>>

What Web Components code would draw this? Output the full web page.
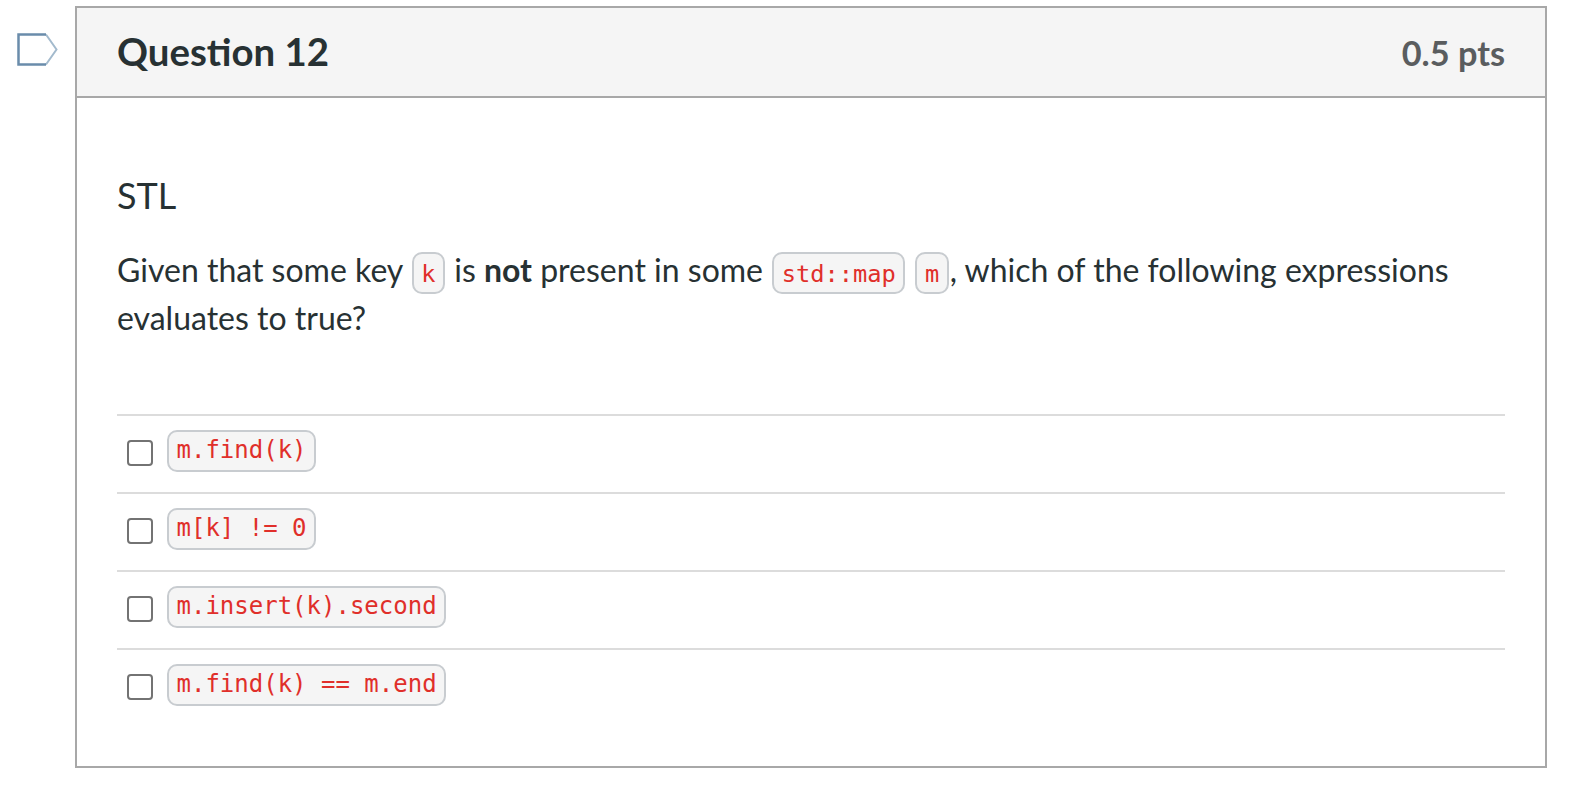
<!DOCTYPE html>
<html lang="en">

<head>
    <meta charset="UTF-8">
    <title>Question 12</title>
    <style>
        body {
            margin: 0;
            background: #fff;
            color: #273133;
            font-family: Lato, "Liberation Sans", sans-serif;
        }

        .title {
            font-size: 36px;
        }

        .text {
            --code-size: 23.7px;
            --code-line: 41px;
        }
    </style>
</head>

<body>

    <quiz-question>
        <span slot="name">Question 12</span>
        <span slot="points">0.5 pts</span>
        <p class="title">STL</p>
        <p class="text">Given that some key <inline-code>k</inline-code> is <b>not</b> present in some <inline-code>std::map</inline-code> <inline-code>m</inline-code>, which of the following expressions evaluates to true?</p>
        <answer-row slot="answers"><inline-code>m.find(k)</inline-code></answer-row>
        <answer-row slot="answers"><inline-code>m[k] != 0</inline-code></answer-row>
        <answer-row slot="answers"><inline-code>m.insert(k).second</inline-code></answer-row>
        <answer-row slot="answers"><inline-code>m.find(k) == m.end</inline-code></answer-row>
    </quiz-question>

    <template id="question-tpl">
        <style>
            :host {
                display: flex;
                align-items: flex-start;
                padding: 6px 49px 0 16px;
                font-size: 32px;
                line-height: 48px;
            }

            .flag {
                flex: none;
                width: 43px;
                height: 33px;
                margin: 27px 16px 0 0;
            }

            .card {
                flex: 1;
                min-width: 0;
                height: 762px;
                box-sizing: border-box;
                border: 2px solid #a8a8a8;
            }

            .head {
                display: flex;
                justify-content: space-between;
                align-items: center;
                box-sizing: border-box;
                height: 90px;
                padding: 0 40px;
                background: #f5f5f5;
                border-bottom: 2px solid #a8a8a8;
            }

            .name {
                font-size: 38.4px;
                font-weight: 700;
                margin-top: -2px;
            }

            .points {
                font-size: 34.3px;
                font-weight: 700;
                color: #5a5d5f;
                margin-top: 2px;
            }

            .body {
                padding: 73px 40px 0;
            }

            ::slotted(p) {
                margin: 0 0 27px;
            }

            /* collapses with the margin of the last paragraph */
            .answers {
                margin-top: 72px;
            }
        </style>
        <svg class="flag" viewBox="0 0 43 33">
            <path d="M30 1.5L40.5 16.5L30 31.5" fill="#fff" stroke="#a3bacd" stroke-width="2" />
            <path d="M30 1.5H2.5V31.5H30" fill="none" stroke="#6a8cab" stroke-width="2.5" />
        </svg>
        <section class="card">
            <header class="head">
                <span class="name"><slot name="name"></slot></span>
                <span class="points"><slot name="points"></slot></span>
            </header>
            <div class="body">
                <slot></slot>
                <div class="answers">
                    <slot name="answers"></slot>
                </div>
            </div>
        </section>
    </template>

    <template id="answer-tpl">
        <style>
            :host {
                display: flex;
                align-items: flex-start;
                gap: 13px;
                box-sizing: border-box;
                height: 78px;
                padding: 14px 0 0 10px;
                border-top: 2px solid #dcdcdc;
            }

            .box {
                flex: none;
                box-sizing: border-box;
                width: 26px;
                height: 26px;
                margin-top: 10px;
                border: 2px solid #737373;
                border-radius: 4px;
                background: #fff;
            }
        </style>
        <span class="box"></span>
        <slot></slot>
    </template>

    <template id="code-tpl">
        <style>
            :host {
                display: inline-block;
                box-sizing: border-box;
                height: 42px;
                padding: 0 7.5px;
                margin: 0 1px -2px;
                background: #f5f5f5;
                border: 2px solid #c8ccd0;
                border-radius: 10px;
                color: #e02f2a;
                font-family: "DejaVu Sans Mono", "Liberation Mono", monospace;
                font-size: var(--code-size, 24px);
                line-height: var(--code-line, 37px);
            }

            slot {
                white-space: pre;
            }
        </style>
        <slot></slot>
    </template>

    <script>
        class QuizQuestion extends HTMLElement {
            constructor() {
                super();
                const tpl = document.querySelector('#question-tpl').content;
                this.attachShadow({ mode: 'open' }).appendChild(tpl.cloneNode(true));
            }
        }
        class AnswerRow extends HTMLElement {
            constructor() {
                super();
                const tpl = document.querySelector('#answer-tpl').content;
                this.attachShadow({ mode: 'open' }).appendChild(tpl.cloneNode(true));
            }
        }
        class InlineCode extends HTMLElement {
            constructor() {
                super();
                const tpl = document.querySelector('#code-tpl').content;
                this.attachShadow({ mode: 'open' }).appendChild(tpl.cloneNode(true));
            }
        }
        customElements.define('quiz-question', QuizQuestion);
        customElements.define('answer-row', AnswerRow);
        customElements.define('inline-code', InlineCode);
    </script>
</body>

</html>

<<

Restate the data above word for word. Skip every picture.

* _ANSWER_:
What Web Components code would draw this? Output the full web page.
<!DOCTYPE html>
<html lang="en">

<head>
    <meta charset="UTF-8">
    <title>Question 12</title>
    <style>
        body {
            margin: 0;
            background: #fff;
            color: #273133;
            font-family: Lato, "Liberation Sans", sans-serif;
        }

        .title {
            font-size: 36px;
        }

        .text {
            --code-size: 23.7px;
            --code-line: 41px;
        }
    </style>
</head>

<body>

    <quiz-question>
        <span slot="name">Question 12</span>
        <span slot="points">0.5 pts</span>
        <p class="title">STL</p>
        <p class="text">Given that some key <inline-code>k</inline-code> is <b>not</b> present in some <inline-code>std::map</inline-code> <inline-code>m</inline-code>, which of the following expressions evaluates to true?</p>
        <answer-row slot="answers"><inline-code>m.find(k)</inline-code></answer-row>
        <answer-row slot="answers"><inline-code>m[k] != 0</inline-code></answer-row>
        <answer-row slot="answers"><inline-code>m.insert(k).second</inline-code></answer-row>
        <answer-row slot="answers"><inline-code>m.find(k) == m.end</inline-code></answer-row>
    </quiz-question>

    <template id="question-tpl">
        <style>
            :host {
                display: flex;
                align-items: flex-start;
                padding: 6px 49px 0 16px;
                font-size: 32px;
                line-height: 48px;
            }

            .flag {
                flex: none;
                width: 43px;
                height: 33px;
                margin: 27px 16px 0 0;
            }

            .card {
                flex: 1;
                min-width: 0;
                height: 762px;
                box-sizing: border-box;
                border: 2px solid #a8a8a8;
            }

            .head {
                display: flex;
                justify-content: space-between;
                align-items: center;
                box-sizing: border-box;
                height: 90px;
                padding: 0 40px;
                background: #f5f5f5;
                border-bottom: 2px solid #a8a8a8;
            }

            .name {
                font-size: 38.4px;
                font-weight: 700;
                margin-top: -2px;
            }

            .points {
                font-size: 34.3px;
                font-weight: 700;
                color: #5a5d5f;
                margin-top: 2px;
            }

            .body {
                padding: 73px 40px 0;
            }

            ::slotted(p) {
                margin: 0 0 27px;
            }

            /* collapses with the margin of the last paragraph */
            .answers {
                margin-top: 72px;
            }
        </style>
        <svg class="flag" viewBox="0 0 43 33">
            <path d="M30 1.5L40.5 16.5L30 31.5" fill="#fff" stroke="#a3bacd" stroke-width="2" />
            <path d="M30 1.5H2.5V31.5H30" fill="none" stroke="#6a8cab" stroke-width="2.5" />
        </svg>
        <section class="card">
            <header class="head">
                <span class="name"><slot name="name"></slot></span>
                <span class="points"><slot name="points"></slot></span>
            </header>
            <div class="body">
                <slot></slot>
                <div class="answers">
                    <slot name="answers"></slot>
                </div>
            </div>
        </section>
    </template>

    <template id="answer-tpl">
        <style>
            :host {
                display: flex;
                align-items: flex-start;
                gap: 13px;
                box-sizing: border-box;
                height: 78px;
                padding: 14px 0 0 10px;
                border-top: 2px solid #dcdcdc;
            }

            .box {
                flex: none;
                box-sizing: border-box;
                width: 26px;
                height: 26px;
                margin-top: 10px;
                border: 2px solid #737373;
                border-radius: 4px;
                background: #fff;
            }
        </style>
        <span class="box"></span>
        <slot></slot>
    </template>

    <template id="code-tpl">
        <style>
            :host {
                display: inline-block;
                box-sizing: border-box;
                height: 42px;
                padding: 0 7.5px;
                margin: 0 1px -2px;
                background: #f5f5f5;
                border: 2px solid #c8ccd0;
                border-radius: 10px;
                color: #e02f2a;
                font-family: "DejaVu Sans Mono", "Liberation Mono", monospace;
                font-size: var(--code-size, 24px);
                line-height: var(--code-line, 37px);
            }

            slot {
                white-space: pre;
            }
        </style>
        <slot></slot>
    </template>

    <script>
        class QuizQuestion extends HTMLElement {
            constructor() {
                super();
                const tpl = document.querySelector('#question-tpl').content;
                this.attachShadow({ mode: 'open' }).appendChild(tpl.cloneNode(true));
            }
        }
        class AnswerRow extends HTMLElement {
            constructor() {
                super();
                const tpl = document.querySelector('#answer-tpl').content;
                this.attachShadow({ mode: 'open' }).appendChild(tpl.cloneNode(true));
            }
        }
        class InlineCode extends HTMLElement {
            constructor() {
                super();
                const tpl = document.querySelector('#code-tpl').content;
                this.attachShadow({ mode: 'open' }).appendChild(tpl.cloneNode(true));
            }
        }
        customElements.define('quiz-question', QuizQuestion);
        customElements.define('answer-row', AnswerRow);
        customElements.define('inline-code', InlineCode);
    </script>
</body>

</html>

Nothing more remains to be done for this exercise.